Brilliant as Jackson's operations were, their success was due largely to the blunders into which they led the Federal authorities. Steele says of Stanton, "by his obstinacy and ignorance of the science of war he probably set back the fall of Richmond and the Confederacy just three years" (Steele's American Campaigns, 229).
The three Federal commanders pursued Jackson up the valley. Fremont followed the Confederates up the North Fork with 15,000 men, including Bayard's cavalry brigade of McDowell's corps. Shields's division moved up the South Fork (Luray Valley) with a view to cutting Jackson off. Jackson had anticipated this maneuver and sent detachments to destroy bridges across the South Fork north of Port Republic so that the two Federal commanders could join forces only by way of Port Republic. He sent a detachment to seize the critical bridge at the latter place to secure his own retreat.
Bayard's cavalry caught up with the retreating Confederates on 2 June between Strasburg and Woodstock and routed their rear guard. Ashby rallied stragglers, hastily organized a defense, and held off the pursuers the next day. Ashby's delaying action and the burning of a bridge across the North Fork delayed the Union pursuit until the morning of the 5th and gave Jackson a 24 hour lead. Contact was regained 6 June, and Ashby was killed in a heated skirmish. Shields, on the east side of the Massanuttens, heard the fighting on Fremont's front, but was unable to go to his assistance because of the bridges Jackson had ordered destroyed. Heavy rains further slowed the Federals and added to their problem of replacing bridges.
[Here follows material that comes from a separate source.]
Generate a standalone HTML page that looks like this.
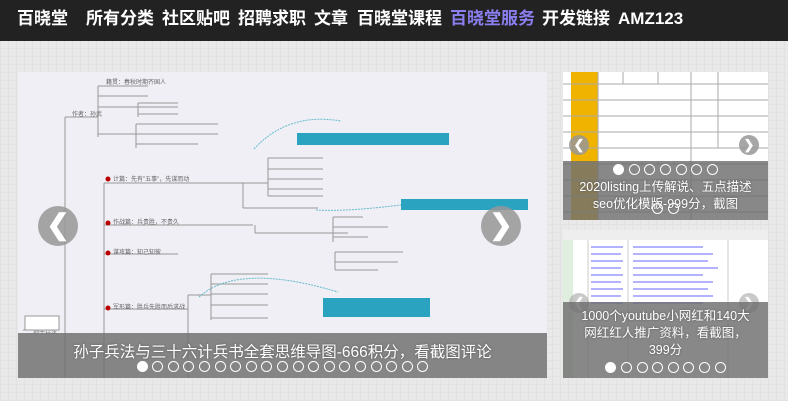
<!DOCTYPE html>
<html><head><meta charset="utf-8"><style>
*{margin:0;padding:0;box-sizing:border-box}
body{width:788px;height:401px;overflow:hidden;background:#e9e9e9;background-image:linear-gradient(#e2e2e2 1px,transparent 1px),linear-gradient(90deg,#e2e2e2 1px,transparent 1px);background-size:8px 8px;font-family:"Liberation Sans","Noto Sans CJK SC",sans-serif;position:relative}
.nav{height:41px;background:#222;color:#fff;font-weight:bold;font-size:17px;white-space:nowrap;position:relative}
.nav span{position:absolute;top:0;line-height:38px;height:41px}
.slide{position:absolute;overflow:hidden}
.cap{position:absolute;left:0;right:0;background:rgba(110,110,110,.82);color:#fff;text-align:center;text-shadow:0 0 2px #555}
.dots{position:absolute;left:0;right:0;text-align:center;font-size:0}
.dots i{display:inline-block;width:11px;height:11px;border:1.5px solid #fff;border-radius:50%;margin:0 2.3px}
.dots i.a{background:#fff}
.arr{position:absolute;border-radius:50%;background:rgba(150,150,150,.85);color:#fff;font-weight:bold;text-align:center}
</style></head><body>
<div class="nav">
<span style="left:17px">百晓堂</span>
<span style="left:86px">所有分类</span>
<span style="left:162px">社区贴吧</span>
<span style="left:238px">招聘求职</span>
<span style="left:314px">文章</span>
<span style="left:357px">百晓堂课程</span>
<span style="left:450px;color:#8b7ff0">百晓堂服务</span>
<span style="left:542px">开发链接</span>
<span style="left:618px">AMZ123</span>
</div>

<div class="slide" style="left:18px;top:72px;width:529px;height:306px;background:#f0eff5">
<svg width="529" height="306" style="position:absolute;left:0;top:0" stroke="#999" fill="none" stroke-width="1">
<path d="M47 45V306M47 45H80M80 14V65M80 14H130M80 24H130M80 35H160M80 62H180M120 31V45M120 31H160M120 42H160M118 52V76M118 52H200M118 62H200M118 72H180M86 111V306M86 111H225M86 153H235M86 182H160M86 237H170M225 111V136M225 111H250M225 136H300M250 86V124M250 86H305M250 97H305M250 107H305M250 117H305M250 124H305M237 153V161M237 161H330M315 145V170M315 145H345M315 155H370M315 165H350M317 180V198M317 180H385M317 190H380M317 198H360M170 223V306M170 223H193M193 202V248M193 202H250M193 212H250M193 222H250M193 233H250M193 246H250M5 258H40"/>
<g fill="#666" stroke="none" font-size="6"><text x="88" y="12">籍贯：春秋时期齐国人</text><text x="54" y="44">作者：孙武</text><text x="95" y="109">计篇：先有"五事"，先谋而动</text><text x="95" y="152">作战篇：兵贵胜，不贵久</text><text x="95" y="182">谋攻篇：知己知彼</text><text x="95" y="237">军形篇：胜兵先胜而后求战</text><text x="15" y="262">孙子兵法</text></g>
<g fill="#b00" stroke="none"><circle cx="90" cy="107" r="2.5"/><circle cx="90" cy="151" r="2.5"/><circle cx="90" cy="181" r="2.5"/><circle cx="90" cy="236" r="2.5"/></g>
<path d="M236 77Q270 40 323 49M298 138Q330 140 390 132M181 225Q220 190 320 220" stroke="#6bc" stroke-dasharray="2 1"/>
<rect x="279" y="61" width="152" height="12" fill="#2aa3c0" stroke="none"/>
<rect x="383" y="127" width="127" height="11" fill="#2aa3c0" stroke="none"/>
<rect x="305" y="226" width="107" height="19" fill="#2aa3c0" stroke="none"/>
<rect x="7" y="244" width="34" height="14" fill="#fff" stroke="#999"/>
</svg>
<div class="arr" style="left:20px;top:134px;width:40px;height:40px;font-size:28px;line-height:38px">&#10094;</div>
<div class="arr" style="left:463px;top:134px;width:40px;height:40px;font-size:28px;line-height:38px">&#10095;</div>
<div class="cap" style="top:261px;height:45px;font-size:15.5px;padding-top:7px">孙子兵法与三十六计兵书全套思维导图-666积分，看截图评论</div>
<div class="dots" style="top:289px;left:0"><i class="a"></i><i></i><i></i><i></i><i></i><i></i><i></i><i></i><i></i><i></i><i></i><i></i><i></i><i></i><i></i><i></i><i></i><i></i><i></i></div>
</div>

<div class="slide" style="left:563px;top:72px;width:205px;height:148px;background:#fff">
<svg width="205" height="148" style="position:absolute" stroke="#aaa" fill="none">
<rect x="8" y="0" width="27" height="148" fill="#f0b400" stroke="none"/>
<path d="M0 12H205M0 28H205M0 44H205M0 60H205M0 76H205M0 92H205M0 108H205M0 124H205M0 140H205M35 0V148M128 0V148M60 0V12M95 0V12M155 0V76"/>
</svg>
<div class="arr" style="left:6px;top:63px;width:20px;height:20px;font-size:13px;line-height:20px">&#10094;</div>
<div class="arr" style="left:176px;top:63px;width:20px;height:20px;font-size:13px;line-height:20px">&#10095;</div>
<div class="cap" style="top:89px;height:59px;font-size:12.5px;line-height:17px;padding-top:18px">2020listing上传解说、五点描述<br>seo优化模版-999分，截图</div>
<div class="dots" style="top:92px"><i class="a"></i><i></i><i></i><i></i><i></i><i></i><i></i></div>
<div class="dots" style="top:131px"><i></i><i></i></div>
</div>

<div class="slide" style="left:563px;top:230px;width:205px;height:148px;background:#fff">
<svg width="205" height="148" style="position:absolute" stroke="#ccc" fill="none">
<rect x="0" y="0" width="205" height="10" fill="#eee" stroke="none"/>
<rect x="0" y="10" width="10" height="138" fill="#e0eee0" stroke="none"/>
<path d="M25 10V148M65 10V148M165 10V148"/>
<g stroke="#66f"><path d="M28 17H60M70 17H140M28 24H58M70 24H150M28 31H60M70 31H145M28 38H58M70 38H155M28 45H60M70 45H140M28 52H58M70 52H150M28 59H60M70 59H145M28 66H58M70 66H150M28 73H60M70 73H140"/></g>
</svg>
<div class="arr" style="left:6px;top:63px;width:20px;height:20px;font-size:13px;line-height:20px;opacity:.6">&#10094;</div>
<div class="arr" style="left:176px;top:63px;width:20px;height:20px;font-size:13px;line-height:20px;opacity:.6">&#10095;</div>
<div class="cap" style="top:72px;height:76px;font-size:12.5px;line-height:17px;padding-top:6px">1000个youtube小网红和140大<br>网红红人推广资料，看截图，<br>399分</div>
<div class="dots" style="top:132px"><i class="a"></i><i></i><i></i><i></i><i></i><i></i><i></i><i></i></div>
</div>
</body></html>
At Port Republic Jackson clashed with the advance guard of Shields's division (Carroll's brigade). In a street skirmish Jackson was almost captured. The night of 7 June Jackson was situated between two hostile columns. Rather than withdraw over the Blue Ridge through Browns Gap, Jackson elected to strike a final blow. Since Fr6mont's force was the larger (15,000), Jackson planned to block this column with Ewell's division (6,500) at Cross Keys, and to overwhelm Shields's two most advanced brigades at Port Republic (5,000; brigades of Tyler and Carroll). After his victory at Cross Keys and Port Republic, 8-9 June, Federal forces were ordered withdrawn. Jackson moved to join Lee on the Peninsula for the Seven Days' Battles.